Some further observations:

Before reducing trace and iron, I tried everything else over the years...

Starving macros
Overdosing macros
doubling trace
trebling potassium
decreasing magnesium
increasing magnesium (interestingly this aggravated the situation ten fold)
reconstituting RO/DI (while I was doing this, the GDA would show up on day 6-7 with the same dosing routines, never earlier)
Using commercial liquid fert (profito) (again, an observation here was that the GDA showed up later when dosing this instead of the chelated trace mix)

Not sure why I never tried cutting the micros out (and foolishly even increasing them!) I was always under the impression the tap was light on that sort of thing, that and the evidently potent substrate I have in there.

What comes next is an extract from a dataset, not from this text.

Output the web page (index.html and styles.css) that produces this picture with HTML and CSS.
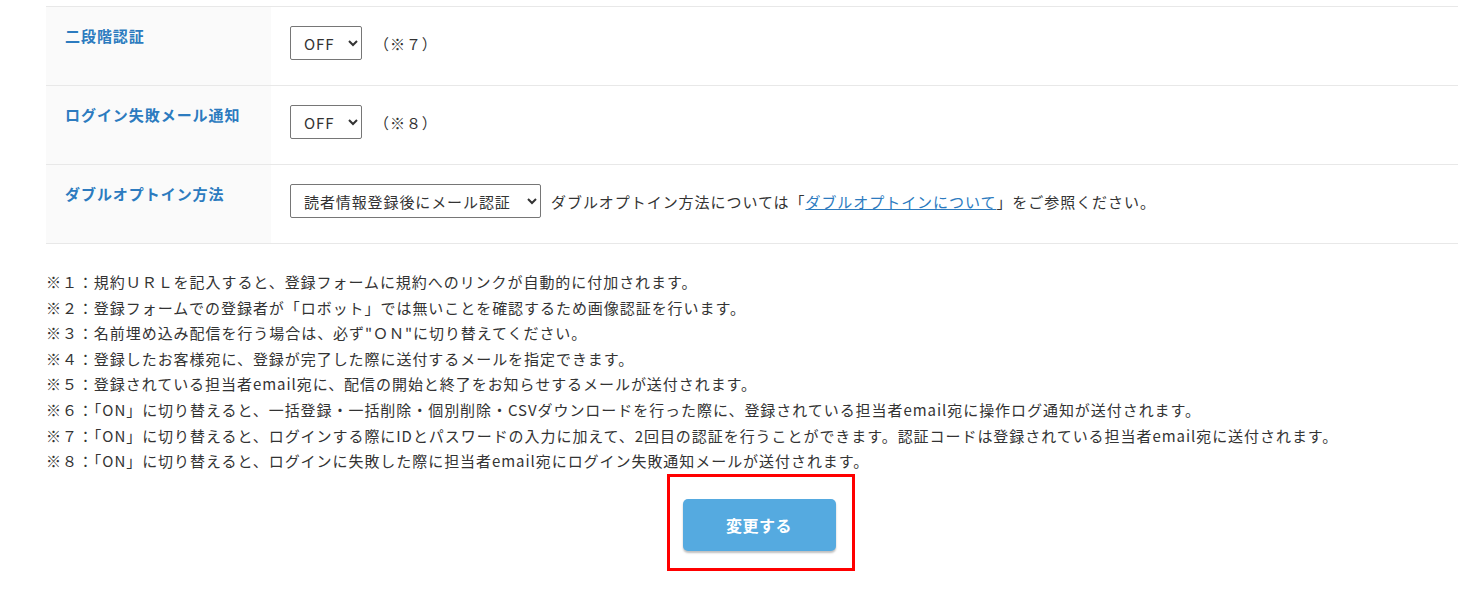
FILE: index.html
```html
<!DOCTYPE html>
<html>
<head>
<meta charset="utf-8">
<link rel="stylesheet" href="styles.css">
</head>
<body>
<div class="page">
  <table class="settings">
    <tr>
      <th>二段階認証</th>
      <td>
        <div class="field">
          <select class="sel-small"><option>OFF</option><option>ON</option></select>
          <span class="note-ref">（※７）</span>
        </div>
      </td>
    </tr>
    <tr>
      <th>ログイン失敗メール通知</th>
      <td>
        <div class="field">
          <select class="sel-small"><option>OFF</option><option>ON</option></select>
          <span class="note-ref">（※８）</span>
        </div>
      </td>
    </tr>
    <tr>
      <th>ダブルオプトイン方法</th>
      <td>
        <div class="field">
          <select class="sel-wide"><option>読者情報登録後にメール認証</option></select>
          <span class="note-text">ダブルオプトイン方法については「<a href="#">ダブルオプトインについて</a>」をご参照ください。</span>
        </div>
      </td>
    </tr>
  </table>

  <!-- notes -->
  <div class="notes">
    <p>※１：規約ＵＲＬを記入すると、登録フォームに規約へのリンクが自動的に付加されます。</p>
    <p>※２：登録フォームでの登録者が「ロボット」では無いことを確認するため画像認証を行います。</p>
    <p>※３：名前埋め込み配信を行う場合は、必ず"ＯＮ"に切り替えてください。</p>
    <p>※４：登録したお客様宛に、登録が完了した際に送付するメールを指定できます。</p>
    <p>※５：登録されている担当者email宛に、配信の開始と終了をお知らせするメールが送付されます。</p>
    <p>※６：「ON」に切り替えると、一括登録・一括削除・個別削除・CSVダウンロードを行った際に、登録されている担当者email宛に操作ログ通知が送付されます。</p>
    <p>※７：「ON」に切り替えると、ログインする際にIDとパスワードの入力に加えて、2回目の認証を行うことができます。認証コードは登録されている担当者email宛に送付されます。</p>
    <p>※８：「ON」に切り替えると、ログインに失敗した際に担当者email宛にログイン失敗通知メールが送付されます。</p>
  </div>

  <div class="submit-row">
    <div class="highlight">
      <button class="btn-submit">変更する</button>
    </div>
  </div>
</div>
</body>
</html>
```

FILE: styles.css
```css
body {
  margin: 0;
  overflow: hidden;
  font-family: "Noto Sans CJK JP", "Noto Sans", sans-serif;
  font-size: 15px;
  letter-spacing: 0.95px;
  color: #333;
  background-color: #fff;
}

.page {
  width: 1427px;
  margin-left: 46px;
}

/* settings table */
.settings {
  width: 100%;
  border-collapse: collapse;
  margin-top: 6px;
}

.settings th,
.settings td {
  border-top: 1px solid #e8e8e8;
  border-bottom: 1px solid #e8e8e8;
  padding: 19px 19px 25px;
  vertical-align: top;
}

.settings th {
  width: 187px;
  text-align: left;
  background-color: #fafafa;
  color: #2c7bbf;
  font-weight: bold;
  line-height: 21px;
  padding-top: 18px;
}

.field {
  display: flex;
  align-items: center;
  height: 34px;
}

select {
  font-family: "Noto Sans CJK JP", "Noto Sans", sans-serif;
  font-size: 15px;
  letter-spacing: 0.9px;
  color: #333;
  height: 34px;
  border: 1px solid #767676;
  border-radius: 2px;
  background-color: #fff;
  padding: 0 4px 0 9px;
}

.sel-small {
  width: 72px;
}

.sel-wide {
  width: 251px;
}

.note-ref {
  margin-left: 12px;
}

.note-text {
  margin-left: 10px;
}

.note-text a {
  color: #2c7bbf;
}

/* notes */
.notes {
  margin-top: 25px;
}

.notes p {
  margin: 0;
  line-height: 25.6px;
}

/* submit */
.submit-row {
  display: flex;
  justify-content: center;
  margin-top: 0;
  padding-left: 2px;
}

.highlight {
  border: 3px solid #f00;
  padding: 22px 16px 17px 13px;
}

.btn-submit {
  display: block;
  width: 153px;
  height: 52px;
  border: none;
  border-radius: 5px;
  background-color: #55aae0;
  color: #fff;
  font-family: "Noto Sans CJK JP", "Noto Sans", sans-serif;
  font-size: 16px;
  letter-spacing: 0.5px;
  font-weight: bold;
  box-shadow: 0 2px 2px rgba(0,0,0,0.25);
  cursor: pointer;
}
```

I didn't have the patience or the bottle to leave it a few weeks. I'd always add some micro by day 2-3. 

Really would like to hear what others have experienced.


----------



## rebel (23 Jul 2018)

If GDA is your only algae, you are lucky. 

For me it comes and then it goes. Its hard to know because otos and nerites make short work of it. Too much light definitely feeds it .


----------



## Zeus. (23 Jul 2018)

Left my GDA on the glass for a few weeks as was on holiday, then did a good glass clean up, several weeks later I did a mini rescape which resulted in a better turnover/flow in the tank and the GDA does seem to not as prolific as before not that it was that bad to start of with, even though I have turned the light intensity quite a bit since the rescape. The rescaped was with plants which benefit a higher light intensity in areas


----------



## HiNtZ (23 Jul 2018)

rebel said:


> If GDA is your only algae, you are lucky.
> 
> For me it comes and then it goes. Its hard to know because otos and nerites make short work of it. Too much light definitely feeds it .



I've had most:
BBA
GSA
Few diatoms in the beginning although apparently not an algae, same as GDA.
Stag horn
Brown thread

I managed to get rid of all of them with good maintenance, increased flow and CO2. The GDA is the only one this didn't work for.

I've heard a lot of people saying light is not a factor in its formation and I somewhat agree. Reducing lighting seems to suppress it for a day or two but that's it (at least for me it does). As soon as I learned that light wasn't a major factor in the source/cause of the GDA but was more an enabler, I decided to leave them full blast and attempt to solve the problem by other means. 



Zeus. said:


> Left my GDA on the glass for a few weeks as was on holiday, then did a good glass clean up, several weeks later I did a mini rescape which resulted in a better turnover/flow in the tank and the GDA does seem to not as prolific as before not that it was that bad to start of with, even though I have turned the light intensity quite a bit since the rescape. The rescaped was with plants which benefit a higher light intensity in areas



I tried the two week wait and clean. It just came back worse. Forgot to mention this in the original post.

As for flow, I noticed more GDA in the areas of flow than those with not a lot. Also was never on the ends of the aquarium, only the front and back panes.

This is good stuff though - keep them coming!


----------



## rebel (24 Jul 2018)

Formation vs propogation vs persistence have to be carefully defined when it comes to algae. Each factor can be different.


----------



## HiNtZ (24 Jul 2018)

rebel said:


> Formation vs propogation vs persistence have to be carefully defined when it comes to algae. Each factor can be different.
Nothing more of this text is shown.